Amazon.com Gets Physical, Plans To Open A Bookstore In San Diego

E-commerce leader  Amazon.com ( AMZN ) is taking another step on the road to establishing a brick-and-mortar presence in books. The San Diego Union-Tribune reported Saturday that the company plans to open a second physical bookstore — the first is in its home city of Seattle — at the Westfield UTC shopping mall, adjacent to  Tesla ( TSLA ) and Apple ( AAPL ) stores. It will be called Amazon Books. The Amazon store will likely be similar to the Seattle location and feature books that got the best reviews on the company’s website.
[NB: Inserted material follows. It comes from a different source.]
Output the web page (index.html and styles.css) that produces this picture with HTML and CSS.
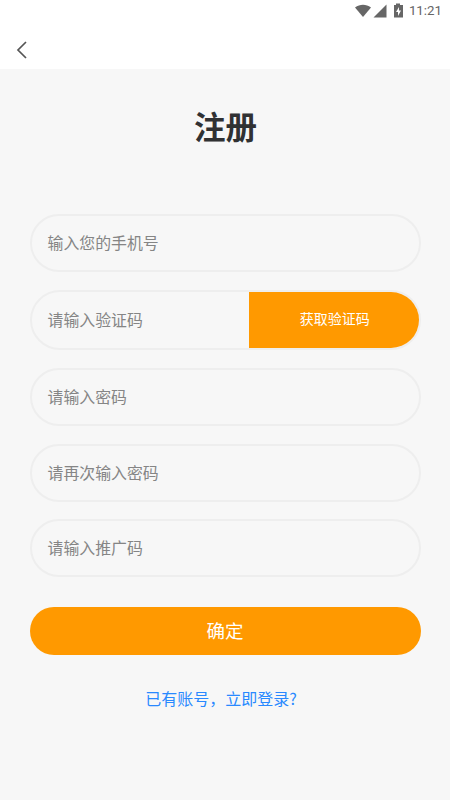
FILE: index.html
```html
<!DOCTYPE html>
<html lang="zh-CN">
<head>
<meta charset="utf-8">
<title>注册</title>
<link rel="stylesheet" href="styles.css">
</head>
<body>
<div class="status">
  <svg class="status-icons" width="52" height="22" viewBox="0 0 52 22">
    <path d="M0 7.500C5 3.700 11 3.700 16 7.500L8 17Z"/>
    <path d="M31.500 4.500V17.500H18.500Z"/>
    <path fill-rule="evenodd" d="M39 5H41V3.500H45V5H48V17.500H39ZM44 7L41 12H43V16L46 10.500H44Z"/>
  </svg>
  <span class="clock">11:21</span>
</div>
<header class="nav">
  <svg width="12" height="18" viewBox="0 0 12 18"><path d="M10 1L2 9L10 17"/></svg>
</header>
<main class="page">
  <h1 class="title">注册</h1>
  <form class="form">
    <div class="field">输入您的手机号</div>
    <div class="field field-code"><span>请输入验证码</span><button type="button" class="send">获取验证码</button></div>
    <div class="field">请输入密码</div>
    <div class="field">请再次输入密码</div>
    <div class="field field-invite">请输入推广码</div>
    <button type="button" class="submit">确定</button>
  </form>
  <a class="login">已有账号，立即登录?</a>
</main>
</body>
</html>
```
FILE: styles.css
```css
* { box-sizing: border-box; }
body { margin: 0; width: 450px; height: 800px; overflow: hidden; background: #fff; font-family: "Noto Sans CJK SC", sans-serif; }
.status { height: 22px; display: flex; justify-content: flex-end; padding-right: 8px; gap: 2px; }
.status-icons { fill: #666; }
.clock { font: 400 13.3px/22px Roboto, sans-serif; color: #666; }
.nav { height: 47px; padding: 19px 0 0 15px; }
.nav svg { display: block; margin-left: 0.5px; fill: none; stroke: #555; stroke-width: 1.7; }
.page { height: 731px; padding: 34px 29.5px 0; background: #f7f7f7; display: flex; flex-direction: column; }
.title { margin: 0 0 66px; height: 45px; padding-left: 1px; font-size: 31.5px; line-height: 45px; font-weight: 700; text-align: center; color: #303133; }
.form { display: flex; flex-direction: column; gap: 18px; }
.field { height: 58px; border: 2px solid #eee; border-radius: 29px; padding-left: 16px; font-size: 15.9px; line-height: 54px; color: #858585; }
.field-code { height: 60px; display: flex; justify-content: space-between; line-height: 56px; border-radius: 30px; }
.field-invite { margin-top: -1px; }
.send { width: 169.5px; border: 0; padding: 0 0 4px 2px; border-radius: 0 28px 28px 0; background: #ff9900; color: #fff; font: 14px "Noto Sans CJK SC", sans-serif; }
.submit { height: 48px; margin-top: 12px; padding: 0 0 3px; border: 0; border-radius: 24px; background: #ff9900; color: #fff; font: 18.5px "Noto Sans CJK SC", sans-serif; }
.login { margin-top: 31px; padding-right: 8px; font-size: 16px; line-height: 24px; color: #2989ff; text-align: center; }
```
It also will sell products from the company’s expanding hardware business, including Kindle e-book readers, Fire TV set-tops, Fire tablets and Amazon’s virtual personal assistant play, Echo. “We are excited to be bringing Amazon Books to the University Town Center Mall in San Diego, and we are currently hiring store managers and associates,” Amazon spokeswoman Sarah Gelman told the Union-Tribune . “Stay tuned for additional details down the road.” Amazon is widely cited for hastening the slow demise of the bookstore business, with the online sales king originally billing itself as the world’s biggest bookstore thanks to its endless online inventory. It has been said to use cutthroat tactics on publishers to get favorable pricing. In afternoon trading on the stock market today , Amazon stock was down 3%, near 557. Shares are up 18% since touching a six-month low of 474 in early February. The company has an IBD Composite Rating of 80, where 99 is the highest. On Monday, the U.S. Supreme Court refused to hear Apple’s appeal over allegations of e-book price-fixing. The court’s decision will mean that Apple will have to fork over $450 million to e-book purchasers. Apple was attempting to disrupt the near-monopoly held by Amazon.